Repeat the data word for word. Do not include the pictures.

═════ Material ═════

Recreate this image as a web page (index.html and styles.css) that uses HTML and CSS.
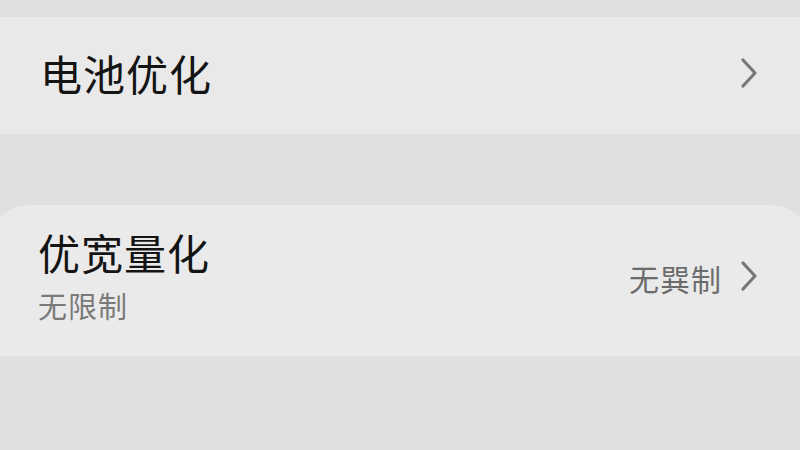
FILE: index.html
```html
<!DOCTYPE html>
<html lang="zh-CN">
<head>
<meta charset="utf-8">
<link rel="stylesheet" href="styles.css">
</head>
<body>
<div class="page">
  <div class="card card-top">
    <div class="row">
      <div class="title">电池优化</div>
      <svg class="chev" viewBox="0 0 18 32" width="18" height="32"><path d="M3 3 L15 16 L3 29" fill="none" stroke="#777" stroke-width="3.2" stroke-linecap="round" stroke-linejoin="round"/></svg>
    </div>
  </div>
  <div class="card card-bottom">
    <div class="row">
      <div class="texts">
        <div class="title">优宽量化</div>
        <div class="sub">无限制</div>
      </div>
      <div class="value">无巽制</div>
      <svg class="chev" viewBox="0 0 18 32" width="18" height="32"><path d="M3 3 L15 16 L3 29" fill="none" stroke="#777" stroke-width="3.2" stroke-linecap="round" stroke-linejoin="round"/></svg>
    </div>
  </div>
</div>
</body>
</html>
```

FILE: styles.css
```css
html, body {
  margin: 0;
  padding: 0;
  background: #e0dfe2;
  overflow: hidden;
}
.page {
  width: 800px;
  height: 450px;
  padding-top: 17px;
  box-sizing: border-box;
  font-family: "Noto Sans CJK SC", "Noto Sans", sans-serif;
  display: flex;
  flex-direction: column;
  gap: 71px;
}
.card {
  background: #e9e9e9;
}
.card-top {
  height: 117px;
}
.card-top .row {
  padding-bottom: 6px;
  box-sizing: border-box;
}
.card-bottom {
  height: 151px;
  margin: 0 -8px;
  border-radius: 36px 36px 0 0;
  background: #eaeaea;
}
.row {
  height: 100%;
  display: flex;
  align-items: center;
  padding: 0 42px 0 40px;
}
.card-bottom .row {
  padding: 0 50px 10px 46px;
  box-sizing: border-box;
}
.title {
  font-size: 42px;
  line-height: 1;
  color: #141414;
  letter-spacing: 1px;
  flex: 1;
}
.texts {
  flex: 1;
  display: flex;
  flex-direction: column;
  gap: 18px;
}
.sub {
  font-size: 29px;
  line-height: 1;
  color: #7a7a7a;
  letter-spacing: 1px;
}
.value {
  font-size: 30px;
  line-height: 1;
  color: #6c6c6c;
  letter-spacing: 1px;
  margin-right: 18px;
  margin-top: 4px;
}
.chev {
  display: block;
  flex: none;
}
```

═════

● Exercise output:
Recreate this image as a web page (index.html and styles.css) that uses HTML and CSS.
FILE: index.html
```html
<!DOCTYPE html>
<html lang="zh-CN">
<head>
<meta charset="utf-8">
<link rel="stylesheet" href="styles.css">
</head>
<body>
<div class="page">
  <div class="card card-top">
    <div class="row">
      <div class="title">电池优化</div>
      <svg class="chev" viewBox="0 0 18 32" width="18" height="32"><path d="M3 3 L15 16 L3 29" fill="none" stroke="#777" stroke-width="3.2" stroke-linecap="round" stroke-linejoin="round"/></svg>
    </div>
  </div>
  <div class="card card-bottom">
    <div class="row">
      <div class="texts">
        <div class="title">优宽量化</div>
        <div class="sub">无限制</div>
      </div>
      <div class="value">无巽制</div>
      <svg class="chev" viewBox="0 0 18 32" width="18" height="32"><path d="M3 3 L15 16 L3 29" fill="none" stroke="#777" stroke-width="3.2" stroke-linecap="round" stroke-linejoin="round"/></svg>
    </div>
  </div>
</div>
</body>
</html>
```

FILE: styles.css
```css
html, body {
  margin: 0;
  padding: 0;
  background: #e0dfe2;
  overflow: hidden;
}
.page {
  width: 800px;
  height: 450px;
  padding-top: 17px;
  box-sizing: border-box;
  font-family: "Noto Sans CJK SC", "Noto Sans", sans-serif;
  display: flex;
  flex-direction: column;
  gap: 71px;
}
.card {
  background: #e9e9e9;
}
.card-top {
  height: 117px;
}
.card-top .row {
  padding-bottom: 6px;
  box-sizing: border-box;
}
.card-bottom {
  height: 151px;
  margin: 0 -8px;
  border-radius: 36px 36px 0 0;
  background: #eaeaea;
}
.row {
  height: 100%;
  display: flex;
  align-items: center;
  padding: 0 42px 0 40px;
}
.card-bottom .row {
  padding: 0 50px 10px 46px;
  box-sizing: border-box;
}
.title {
  font-size: 42px;
  line-height: 1;
  color: #141414;
  letter-spacing: 1px;
  flex: 1;
}
.texts {
  flex: 1;
  display: flex;
  flex-direction: column;
  gap: 18px;
}
.sub {
  font-size: 29px;
  line-height: 1;
  color: #7a7a7a;
  letter-spacing: 1px;
}
.value {
  font-size: 30px;
  line-height: 1;
  color: #6c6c6c;
  letter-spacing: 1px;
  margin-right: 18px;
  margin-top: 4px;
}
.chev {
  display: block;
  flex: none;
}
```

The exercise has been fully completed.